Full Speed Ahead: Organize Your Work Tasks Around Your Energy Levels
You’re not alone if your work week begins with the Monday blues and ends in Friday elation. This is because energy levels and productivity change as the week wears on. You may not like returning to work Monday, but it’s likely to be one of your freshest days. Friday, however, is full of distractions and weekend daydreams. To ensure your best productivity, it’s important to schedule tasks in a way that matches the likely moods and energy levels of both yourself and your coworkers.
A cup of hot coffee and a planning session are the best ways to handle the harsh reality of Monday mornings. Start by planning and scheduling the rest of your week using the daily tips provided here. Remember to incorporate any loose ends from last week into your plans.
As you make plans and schedule the week ahead, your mind will start to focus on the job at hand. By Monday afternoon you’ll be back in the groove, preparing the items you’ll need for your upcoming tasks. You can also think through any expected problems you may encounter and find solutions to them before they happen. This early planning will also help you schedule meetings and brainstorming sessions before your colleagues fill their calendars.
Today is also a good day to catch up on email and phone messages. Starting your Monday with less demanding tasks will help your mind shift from rest mode into work mode so you’re ready to get the job done.
It’s go time! Tuesday is, according to 39% of human resource managers, the most productive day of the week. This is the day you are likely to be the most productive, so shake off your time wasters and jump into your most difficult and draining tasks with gusto.
Tuesday will be productive for others, too, so it’s a great time to hold important meetings and brainstorming sessions. This is also a good day to send critical emails, given that the email open rate on Tuesdays is 18%, higher than any other weekday.
Wednesday is best treated like a second Tuesday. This is a great time to collaborate with coworkers while avoiding the one who insists on emailing camel pictures to the office every hump day. It’s also a good time to keep Tuesday’s momentum going by finishing up projects that you didn’t quite get done. Take a few minutes to write a to-do list in them morning so nothing important slips through the cracks on your second day of peak focus.
You’ll also benefit from checking your progress on Wednesday. On Monday you made a plan for the week. Today you should make sure you’re still on track. If not, you have two days to accomplish your desired tasks for the week.
Thriving on Thursday
Thursdays are often cited as the most stressful day of the week. On Thursdays, both your energy levels and the work week are winding down.
Keep an eye on your motivation and stress levels every Thursday. If you’re feeling burned out, include some stress relief activities in your schedule. Try working in a different space for a change of scenery, taking a walk at lunch or quietly meditating for a few minutes at your desk. Thursday is a good day for both simple tasks and anything still hanging that you know you aren’t going to want to do on Friday.
Whenever you can, try to work on group projects and schedule meetings on Thursdays.

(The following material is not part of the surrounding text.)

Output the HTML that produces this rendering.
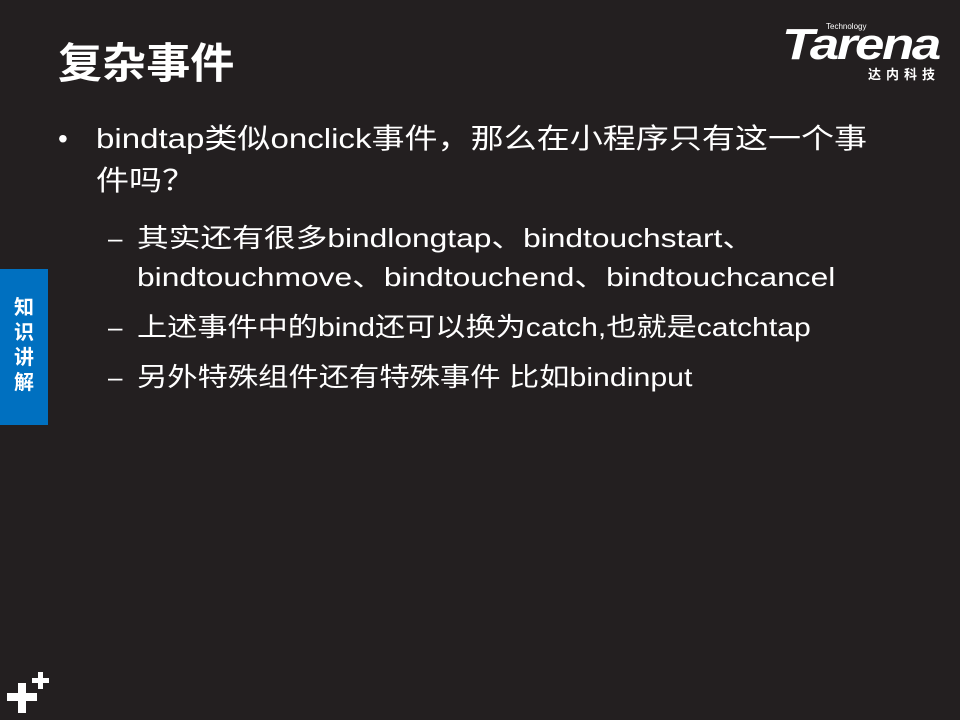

You are more likely to stay engaged and motivated if you surround yourself with people. A quiet afternoon alone at your desk could lead to unwanted napping or daydreaming if you’re really feeling drained.
Friday is a day full of enthusiasm, but not usually for the tasks at hand. On Friday, you’re likely to spend much more time thinking about your awesome weekend plans than worrying about what’s on your desk. How likely? Even less work gets done on Fridays than on Mondays. Thirty-five percent less, to be exact. Many workers have mentally checked out on Friday and spend the day looking at cat pictures on the internet and poking their Facebook friends rather than worrying about work.
This is a great day for finishing up projects, but a terrible day to start new ones. Focus on tying up loose ends and doing easy tasks that require minimal concentration. Friday is a good time to catch up on paperwork and perform other menial but necessary tasks. If you’re a manager, consider scheduling team building exercises on Fridays. Your staff is likely to be much more relaxed and able to have fun with each other on a Friday than on a Wednesday.
The weekend is the time to kick back, relax and enjoy yourself. You’ll need the rest so you can gear up for Monday and do it all again. When thinking about your work week, plan on easing into Monday, being as productive as possible on Tuesdays and Wednesdays, and slowly starting to slide back out of the week on Thursday and Friday. Scheduling yourself around these peak productive times will help you accomplish your goals more effectively by knowing when you are likely to be the most energetic and engaged.